**INSTRUCTION**
Pull out every line containing the string "this".

**ENTRIES SHOWN**
☆ ☆ ☆ ☆ ☆ ☆ ☆
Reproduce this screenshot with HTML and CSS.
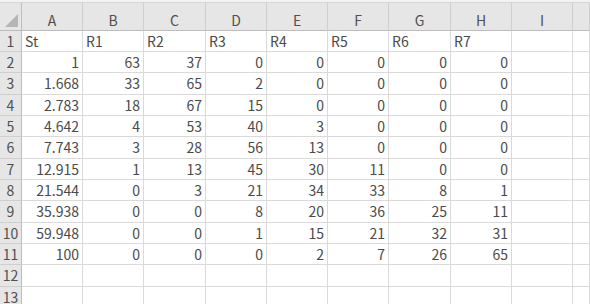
FILE: index.html
```html
<!DOCTYPE html>
<html lang="ja">

<head>
    <meta charset="UTF-8">
    <title>Sheet1</title>
    <link rel="stylesheet" href="styles.css">
</head>

<body>
    <div class="topbar"></div>
    <div class="sheet">
        <div class="row head">
            <div class="corner"><span class="tri"></span></div>
            <div>A</div><div>B</div><div>C</div><div>D</div><div>E</div>
            <div>F</div><div>G</div><div>H</div><div>I</div><div></div>
        </div>
        <div class="row">
            <div class="num">1</div>
            <div class="txt">St</div><div class="txt">R1</div><div class="txt">R2</div><div class="txt">R3</div>
            <div class="txt">R4</div><div class="txt">R5</div><div class="txt">R6</div><div class="txt">R7</div>
            <div></div><div></div>
        </div>
        <div class="row">
            <div class="num">2</div>
            <div>1</div><div>63</div><div>37</div><div>0</div><div>0</div><div>0</div><div>0</div><div>0</div>
            <div></div><div></div>
        </div>
        <div class="row tall">
            <div class="num">3</div>
            <div>1.668</div><div>33</div><div>65</div><div>2</div><div>0</div><div>0</div><div>0</div><div>0</div>
            <div></div><div></div>
        </div>
        <div class="row">
            <div class="num">4</div>
            <div>2.783</div><div>18</div><div>67</div><div>15</div><div>0</div><div>0</div><div>0</div><div>0</div>
            <div></div><div></div>
        </div>
        <div class="row">
            <div class="num">5</div>
            <div>4.642</div><div>4</div><div>53</div><div>40</div><div>3</div><div>0</div><div>0</div><div>0</div>
            <div></div><div></div>
        </div>
        <div class="row tall">
            <div class="num">6</div>
            <div>7.743</div><div>3</div><div>28</div><div>56</div><div>13</div><div>0</div><div>0</div><div>0</div>
            <div></div><div></div>
        </div>
        <div class="row">
            <div class="num">7</div>
            <div>12.915</div><div>1</div><div>13</div><div>45</div><div>30</div><div>11</div><div>0</div><div>0</div>
            <div></div><div></div>
        </div>
        <div class="row">
            <div class="num">8</div>
            <div>21.544</div><div>0</div><div>3</div><div>21</div><div>34</div><div>33</div><div>8</div><div>1</div>
            <div></div><div></div>
        </div>
        <div class="row tall">
            <div class="num">9</div>
            <div>35.938</div><div>0</div><div>0</div><div>8</div><div>20</div><div>36</div><div>25</div><div>11</div>
            <div></div><div></div>
        </div>
        <div class="row">
            <div class="num">10</div>
            <div>59.948</div><div>0</div><div>0</div><div>1</div><div>15</div><div>21</div><div>32</div><div>31</div>
            <div></div><div></div>
        </div>
        <div class="row">
            <div class="num">11</div>
            <div>100</div><div>0</div><div>0</div><div>0</div><div>2</div><div>7</div><div>26</div><div>65</div>
            <div></div><div></div>
        </div>
        <div class="row tall">
            <div class="num">12</div>
            <div></div><div></div><div></div><div></div><div></div><div></div><div></div><div></div>
            <div></div><div></div>
        </div>
        <div class="row">
            <div class="num">13</div>
            <div></div><div></div><div></div><div></div><div></div><div></div><div></div><div></div>
            <div></div><div></div>
        </div>
    </div>
</body>

</html>
```

FILE: styles.css
```css
body {
    margin: 0;
    background: #ffffff;
    font-family: "Noto Sans CJK JP", "Noto Sans", sans-serif;
    font-size: 14px;
    color: #4a4a4a;
    overflow: hidden;
}

.topbar {
    height: 2px;
    background: #f3f3f3;
    border-bottom: 1px solid #d6d6d6;
}

.row {
    display: grid;
    grid-template-columns: 22px 61px 61px 62px 61px 61px 61px 62px 61px 61px 1fr;
    height: 21px;
}

.row.tall {
    height: 22px;
}

.row > div {
    box-sizing: border-box;
    border-right: 1px solid #dadada;
    border-bottom: 1px solid #dadada;
    text-align: right;
    padding: 0 3px;
    line-height: 20px;
    white-space: nowrap;
    overflow: hidden;
}

.row > .txt {
    text-align: left;
}

.row > .num {
    background: #e6e6e6;
    color: #505050;
    text-align: center;
    padding: 0;
    border-right-color: #bdbdbd;
    border-bottom-color: #cfcfcf;
}

.head {
    height: 28px;
    background: #e6e6e6;
}

.head > div {
    text-align: center;
    color: #505050;
    line-height: 34px;
    border-right-color: #cfcfcf;
    border-bottom-color: #bdbdbd;
}

.head > .corner {
    position: relative;
    border-right-color: #bdbdbd;
}

.tri {
    position: absolute;
    right: 3px;
    bottom: 3px;
    width: 0;
    height: 0;
    border-left: 13px solid transparent;
    border-bottom: 13px solid #b5b5b5;
}
```
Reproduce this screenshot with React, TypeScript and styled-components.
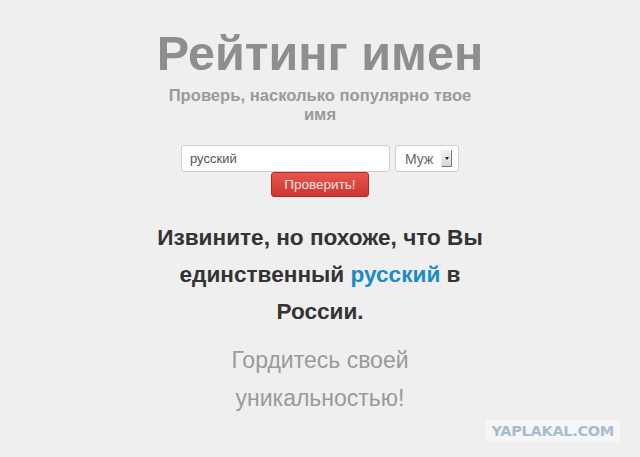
import React from "react";
import styled, { createGlobalStyle } from "styled-components";

const Global = createGlobalStyle`
  html, body { margin: 0; padding: 0; }
  body {
    background: #efefef;
    font-family: "Liberation Sans", Arial, sans-serif;
    width: 640px;
    height: 457px;
    overflow: hidden;
  }
`;

const Page = styled.div`
  position: relative;
  width: 640px;
  height: 457px;
  display: flex;
  flex-direction: column;
  align-items: center;
  padding-top: 25px;
  box-sizing: border-box;
`;

const Title = styled.h1`
  margin: 0;
  font-size: 48.5px;
  line-height: 56px;
  font-weight: bold;
  color: #8e8e8e;
`;

const Subtitle = styled.h2`
  margin: 5px 0 0;
  width: 330px;
  text-align: center;
  font-size: 16.6px;
  line-height: 19px;
  font-weight: bold;
  color: #9a9a9a;
`;

const Form = styled.form`
  margin-top: 21px;
  display: flex;
  flex-direction: column;
  align-items: center;
`;

const Row = styled.div`
  display: flex;
  gap: 5px;
`;

const Input = styled.div`
  width: 207px;
  height: 25px;
  background: #fff;
  border: 1px solid #cfcfcf;
  border-radius: 3px;
  display: flex;
  align-items: center;
  font-size: 13px;
  color: #555;
  span { margin-left: 8px; }
`;

const Select = styled.div`
  width: 64px;
  height: 27px;
  background: #fff;
  border: 1px solid #cfcfcf;
  border-radius: 3px;
  display: flex;
  align-items: center;
  justify-content: space-between;
  padding: 0 6px 0 9px;
  box-sizing: border-box;
  font-size: 14px;
  color: #666;
`;

const Arrow = styled.div`
  width: 9px;
  height: 15px;
  background: linear-gradient(#f2f2f2, #d8d8d8);
  border-right: 1px solid #777;
  border-bottom: 1px solid #777;
  border-top: 1px solid #eee;
  border-left: 1px solid #eee;
  display: flex;
  align-items: center;
  justify-content: center;
  &::after {
    content: "";
    border-left: 2px solid transparent;
    border-right: 2px solid transparent;
    border-top: 3px solid #222;
  }
`;

const Button = styled.button`
  width: 98px;
  height: 25px;
  border: 1px solid #b82a26;
  border-radius: 3px;
  background: linear-gradient(#e8564f, #cc3530);
  color: #fbe3e2;
  font-family: "Liberation Sans", Arial, sans-serif;
  font-size: 13.5px;
  padding: 0;
  cursor: pointer;
`;

const Message = styled.p`
  margin: 22px 0 0;
  width: 350px;
  text-align: center;
  font-size: 22.6px;
  line-height: 37px;
  font-weight: bold;
  color: #333;
`;

const Accent = styled.span`
  color: #1a8bc7;
`;

const Proud = styled.p`
  margin: 11px 0 0;
  width: 240px;
  text-align: center;
  font-size: 23px;
  line-height: 38px;
  font-weight: normal;
  color: #9a9a9a;
`;

const Watermark = styled.div`
  position: absolute;
  right: 20px;
  bottom: 15px;
  padding: 2px 6px;
  background: #f6f6f6;
  color: #a9bccb;
  font-family: "DejaVu Sans", sans-serif;
  font-weight: bold;
  font-size: 14.5px;
  line-height: 18px;
  letter-spacing: -0.3px;
`;

export default function App() {
  return (
    <>
      <Global />
      <Page>
        <Title>Рейтинг имен</Title>
        <Subtitle>Проверь, насколько популярно твое имя</Subtitle>
        <Form onSubmit={(e) => e.preventDefault()}>
          <Row>
            <Input><span>русский</span></Input>
            <Select>
              Муж
              <Arrow />
            </Select>
          </Row>
          <Button type="submit">Проверить!</Button>
        </Form>
        <Message>
          Извините, но похоже, что Вы единственный <Accent>русский</Accent> в России.
        </Message>
        <Proud>Гордитесь своей уникальностью!</Proud>
        <Watermark>YAPLAKAL.COM</Watermark>
      </Page>
    </>
  );
}
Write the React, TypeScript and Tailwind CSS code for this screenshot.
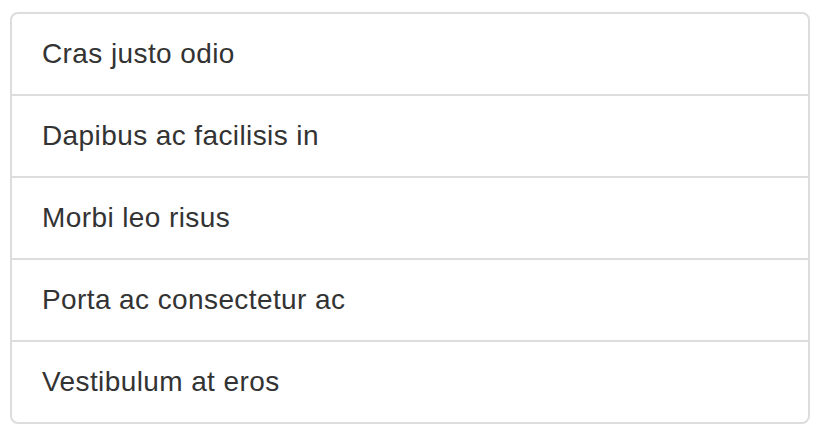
import React from 'react';

const items = [
  'Cras justo odio',
  'Dapibus ac facilisis in',
  'Morbi leo risus',
  'Porta ac consectetur ac',
  'Vestibulum at eros',
];

const App: React.FC = () => {
  return (
    <div className="pl-[10px] pt-[12px] bg-white min-h-screen" style={{ fontFamily: '"Liberation Sans", Arial, sans-serif' }}>
      <ul className="w-[800px] border-2 border-[#dddddd] rounded-[8px] bg-white">
        {items.map((item, index) => (
          <li
            key={index}
            className={`px-[30px] py-[20px] text-[28px] leading-[40px] tracking-[0.4px] text-[#333333] ${
              index > 0 ? 'border-t-2 border-[#dddddd]' : ''
            }`}
          >
            {item}
          </li>
        ))}
      </ul>
    </div>
  );
};

export default App;
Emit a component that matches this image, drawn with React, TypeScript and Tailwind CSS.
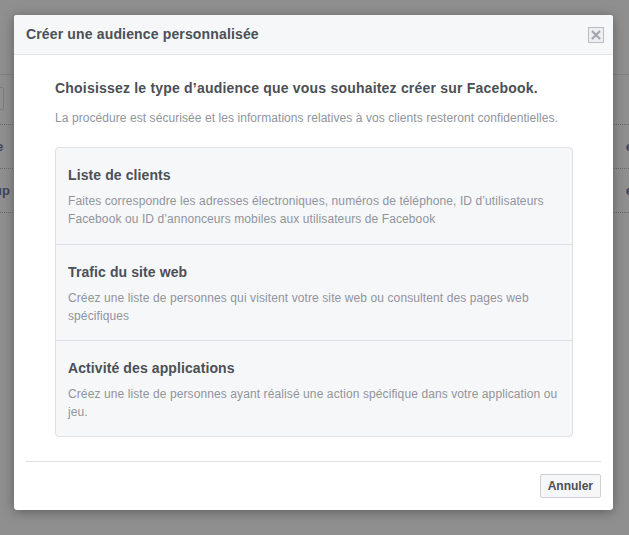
☆ ☆ ☆ ☆ ☆ ☆ ☆
**REPLY**
Reproduce this screenshot with HTML and CSS.
Reproduce this screenshot with React, TypeScript and styled-components.
Write the React, TypeScript and Tailwind CSS code for this screenshot.
Emit a component that matches this image, drawn with React, TypeScript and Tailwind CSS.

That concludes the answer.